VIDE: kardia
Lemos na revista Vers l’Unité (de julho-agosto e setembro-outubro de 1926) um estudo, assinado pela senhora Th. Darei, em que se encontram algumas considerações muito próximas, sob certos aspectos, das que já tivemos oportunidade de expor. Talvez algumas ressalvas pudessem ser feitas a respeito de certas expressões que, a nosso ver, carecem de toda precisão desejável; entretanto, nem por isso deixa de ser interessante reproduzir diversas passagens desse estudo.

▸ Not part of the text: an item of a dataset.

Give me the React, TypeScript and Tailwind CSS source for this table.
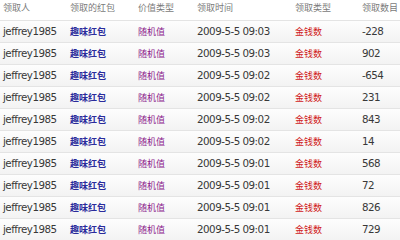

“… Se existe um movimento essencial, é o que fez do homem um ser vertical, com estabilidade voluntária, um ser cujos impulsos de ideal, cujas preces e sentimentos mais elevados e puros sobem como incenso para o céu. Desse ser, o Ser supremo fez um templo no Templo e para isso dotou-o de um coração, isto é, de um ponto de apoio imutável, um centro de movimento que torna o homem adequado às suas origens, semelhante a sua Causa primeira. Ao mesmo tempo, é verdade, o homem foi provido de um cérebro; mas esse cérebro, cuja enervação é própria do reino animal como um todo, encontra-se, de facto, submetido a uma ordem de movimento secundário (em relação ao movimento inicial). O cérebro, instrumento do pensamento encravado no mundo, é o transformador e o meio de tornar realizável esse pensamento latente, para uso do homem e do mundo. Mas só o coração, por um aspir e umexpir secreto, permite ao homem, permanecendo unido ao seu Deus, ser pensamento vivo. Do mesmo modo, graças a essa pulsação real, o homem conserva sua palavra de divindade e opera sob a égide de seu Criador, atento à sua Lei, feliz com a sorte, que pertence unicamente a ele, de raptar a si próprio, afastando-se do caminho secreto que leva de seu coração ao Coração universal, ao Coração divino… Recaído no nível da animalidade, por mais superior que por direito possa ser chamado, o homem não mais se utiliza de seu cérebro e seus anexos. Assim fazendo, vive unicamente de suas possibilidades transformadoras; vive do pensamento latente espalhado pelo mundo; mas não pode mais ser pensamento vivo. Contudo, as religiões, os santos, os monumentos, mesmo que erigidos sob o signo de uma ordenação espiritual desaparecida, falam ao homem de sua origem e dos privilégios correspondentes. Por pouco que queira, sua atenção, voltada exclusivamente para as necessidades inerentes ao seu estado relativo, pode exercitar-se para restabelecer nele o equilíbrio, para recuperar a felicidade… O excesso de seus extravios leva o homem a reconhecer que são inúteis. Quase sem alento, eis que por um movimento instintivo dobra sobre si mesmo, refugia-se em seu próprio coração e, timidamente, tenta descer em sua cripta silenciosa. Ali, os vãos ruídos do mundo se calam. Se permanecem, é que a muda profundidade não foi ainda alcançada, que o augusto umbral não foi ainda transposto… O mundo e o homem são uno. E o Coração do homem, o Coração do mundo são um só Coração.”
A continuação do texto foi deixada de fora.